What is the difference between a pentacle and a pentagram?

A pentagram is the five-pointed star itself, drawn with five continuous lines. A pentacle is the pentagram enclosed within a circle. In common use the terms are sometimes used interchangeably, but strictly speaking the circle is what makes a pentacle. In Wiccan tradition the physical altar tool, a flat disc bearing the star, is also called the pentacle.

What does each point of the pentacle represent?

In Western occult tradition, the five points correspond to the five classical elements: Earth (lower left), Air (upper left), Fire (lower right), Water (upper right), and Spirit or Aether (top). The enclosing circle represents wholeness and the unification of these forces. This correspondence system was formalized in nineteenth-century ceremonial magick.

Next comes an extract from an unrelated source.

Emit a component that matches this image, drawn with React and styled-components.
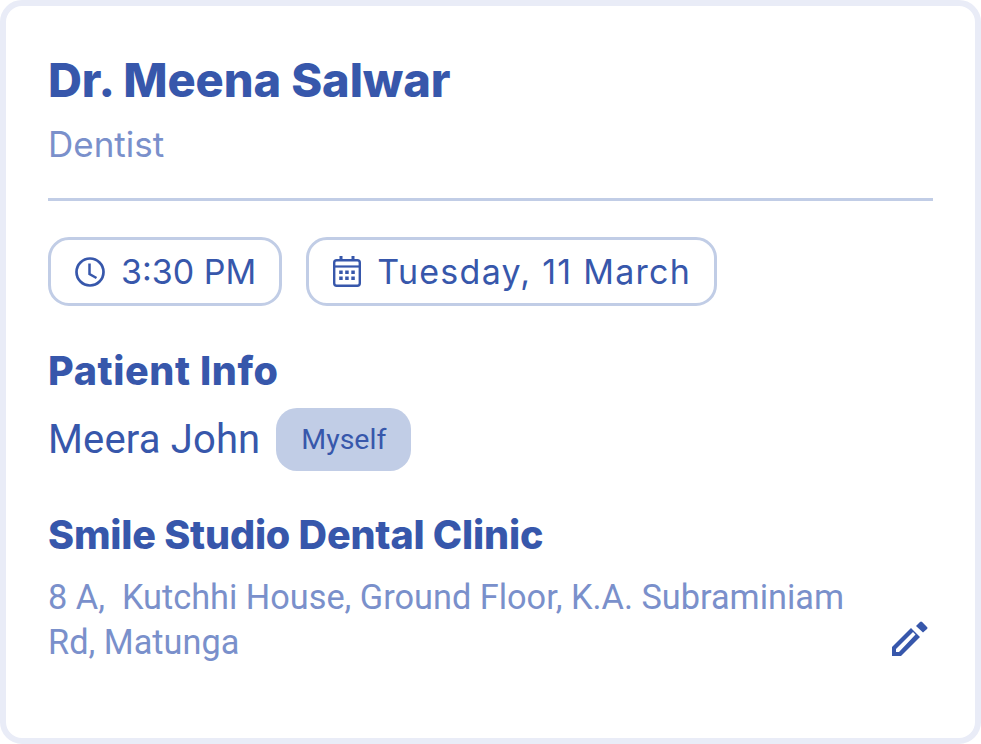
import React from "react";
import styled, { createGlobalStyle } from "styled-components";

const GlobalStyle = createGlobalStyle`
  html, body {
    margin: 0;
    padding: 0;
    background: #fff;
  }
  * {
    box-sizing: border-box;
  }
`;

const Card = styled.div`
  width: 981px;
  height: 744px;
  border: 6px solid #e9ecf7;
  border-radius: 22px;
  background: #fff;
  padding: 46px 42px 0 42px;
  color: #3757ab;
  font-family: "Roboto", "Liberation Sans", sans-serif;
`;

const Name = styled.h1`
  margin: 0;
  font-family: "Inter", "Liberation Sans", sans-serif;
  font-size: 47px;
  line-height: 56px;
  font-weight: 800;
  letter-spacing: -0.1px;
`;

const Speciality = styled.div`
  margin-top: 16px;
  font-family: "Inter", "Liberation Sans", sans-serif;
  font-size: 35px;
  line-height: 40px;
  color: #7a90cb;
`;

const Divider = styled.div`
  height: 3px;
  margin-top: 34px;
  background: #c1cde6;
`;

const PillRow = styled.div`
  display: flex;
  gap: 24px;
  margin-top: 36px;
`;

const Pill = styled.div`
  display: flex;
  align-items: center;
  gap: 16px;
  height: 69px;
  padding: 0 23px 0 24px;
  border: 3px solid #c1cde6;
  border-radius: 21px;
  font-family: "Inter", "Liberation Sans", sans-serif;
  font-size: 34px;
  letter-spacing: ${(p) => p.$spacing || 0}px;
`;

const SectionTitle = styled.h2`
  margin: ${(p) => p.$top}px 0 0;
  font-family: "Inter", "Liberation Sans", sans-serif;
  font-size: 39.5px;
  line-height: 48px;
  font-weight: 800;
  letter-spacing: ${(p) => p.$spacing}px;
`;

const PatientRow = styled.div`
  display: flex;
  align-items: center;
  gap: 16px;
  margin-top: 13px;
`;

const PatientName = styled.span`
  font-size: 40px;
  line-height: 63px;
  letter-spacing: 0.15px;
`;

const Badge = styled.span`
  display: flex;
  align-items: center;
  justify-content: center;
  width: 135px;
  height: 63px;
  border-radius: 21px;
  background: #c1cde6;
  font-size: 28.5px;
`;

const AddressRow = styled.div`
  display: flex;
  justify-content: space-between;
  align-items: flex-end;
  margin-top: 16px;
`;

const Address = styled.div`
  width: 810px;
  font-size: 34.3px;
  line-height: 45px;
  color: #7a90cb;
`;

const EditIcon = styled.svg`
  display: block;
  margin: 0 5px 7px 0;
`;

const ClockIcon = () => (
  <svg width="30" height="30" viewBox="0 0 30 30" fill="none" stroke="#3757ab">
    <circle cx="15" cy="15" r="13.500" strokeWidth="2.700" />
    <path d="M14.500 6.500V17L21.500 21" strokeWidth="2.500" />
  </svg>
);

const CalendarIcon = () => (
  <svg width="28" height="31" viewBox="0 0 28 31" fill="none" stroke="#3757ab">
    <rect x="1.200" y="4.200" width="25.600" height="25.600" rx="2.500" strokeWidth="2.400" />
    <path d="M1.200 10.500H26.800" strokeWidth="2.200" />
    <path d="M8 0V4M20 0V4" strokeWidth="3" />
    <g fill="#3757ab" stroke="none">
      <rect x="6.200" y="14.500" width="3.500" height="3.500" />
      <rect x="12.200" y="14.500" width="3.500" height="3.500" />
      <rect x="18.300" y="14.500" width="3.500" height="3.500" />
      <rect x="6.200" y="20.500" width="3.500" height="3.500" />
      <rect x="12.200" y="20.500" width="3.500" height="3.500" />
      <rect x="18.300" y="20.500" width="3.500" height="3.500" />
    </g>
  </svg>
);

const PencilIcon = () => (
  <EditIcon width="38" height="38" viewBox="0 0 38 38" fill="#3757ab">
    <path
      fillRule="evenodd"
      d="M21 8 30 17 11 36H2V27ZM23 12 6 29V32H9L25.500 14.500Z"
    />
    <path d="M26 6 30 2a1.500 1.500 0 0 1 2.100 0L37 7a1.500 1.500 0 0 1 0 2.100L33 12.500Z" />
  </EditIcon>
);

export default function App() {
  return (
    <>
      <GlobalStyle />
      <Card>
        <Name>Dr. Meena Salwar</Name>
        <Speciality>Dentist</Speciality>
        <Divider />
        <PillRow>
          <Pill>
            <ClockIcon />
            3:30 PM
          </Pill>
          <Pill $spacing={1.25}>
            <CalendarIcon />
            Tuesday, 11 March
          </Pill>
        </PillRow>
        <SectionTitle $top={41} $spacing={0.6}>Patient Info</SectionTitle>
        <PatientRow>
          <PatientName>Meera John</PatientName>
          <Badge>Myself</Badge>
        </PatientRow>
        <SectionTitle $top={40} $spacing={-0.2}>Smile Studio Dental Clinic</SectionTitle>
        <AddressRow>
          <Address>8 A,&nbsp; Kutchhi House, Ground Floor, K.A. Subraminiam Rd, Matunga</Address>
          <PencilIcon />
        </AddressRow>
      </Card>
    </>
  );
}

Is the pentacle a symbol of Satanism?

The inverted pentagram (point facing down) enclosed in a goat's head was adopted by the Church of Satan in the 1960s as their emblem. The upright pentacle predates this by centuries and has no association with Satanism in its historical use. The confusion between these symbols is common in popular culture but does not reflect the actual history of either.

How do Wiccans use the pentacle in ritual?

The pentacle is one of the four primary altar tools in Wiccan practice, alongside the chalice, athame, and wand. It is placed on the altar to represent the element of Earth, used to consecrate other objects by placing them on it, and invoked as a protective symbol. The pentagram gesture, traced in the air, is used to open and close ritual space.